The David S Operaworld blog

A series of commentary on the world of opera and of serious music hopefully with links to items of broader cultural interest, correlation with the subject at hand. There is plenty of room here for a certain amount of clowning around and general irreverence - not exclusive to me - but of course no trollers or spam please. Blog for coverage of the BBC PROMS 2010 - with thoroughly proofread/upgraded coverage of the 2009 Proms and of much else.

Tuesday, April 27, 2010

ORF: DSO Berlin - Musikverein Mahler 7 - a wild, rocky road of it. Ingo Metzmacher.
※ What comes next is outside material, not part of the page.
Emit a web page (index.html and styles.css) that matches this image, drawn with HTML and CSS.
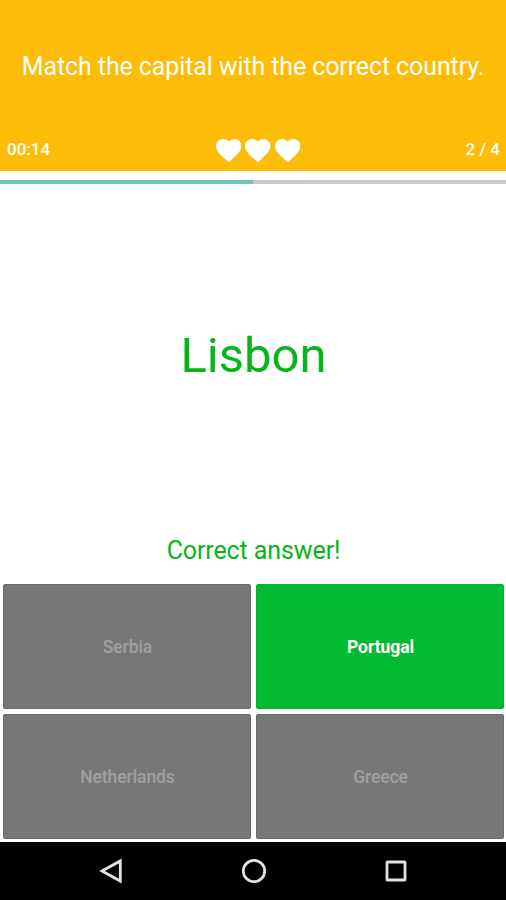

Dmitri Kavakos (Hartmann Con Funebre) - 12.03.10 - Wien

Ingo Metzmacher in March toured Europe with DSO Berlin, carrying with them Beethoven and Brahms concerti, Stravinsky’s Firebird complete and this program heard in Berlin five nights earlier, then again during this visit to the Musikverein. Metzmacher got called last fall to replace Kirill Petrenko on short notice to conduct a production at the Staatsoper of Lady Macbeth of Mtsensk. It unequivocally became a great personal triumph. He has also programmed with the Vienna Philharmonic Nono, Messiaen, and for coming summer at Salzburg, a major Wolfgang Rihm world premiere, ‘Dionysos.’

Violinist Leonidas Kavakos helped open with the Concerto funebre by Karl Amadeus Hartmann – Metzmacher leading exponent of Hartmann’s music. Based on Hussite chorale – put through considerable transformation - this music was written partly in reaction to news of Hitler’s rape of Czechoslovakia – tragic event earlier the year this was written.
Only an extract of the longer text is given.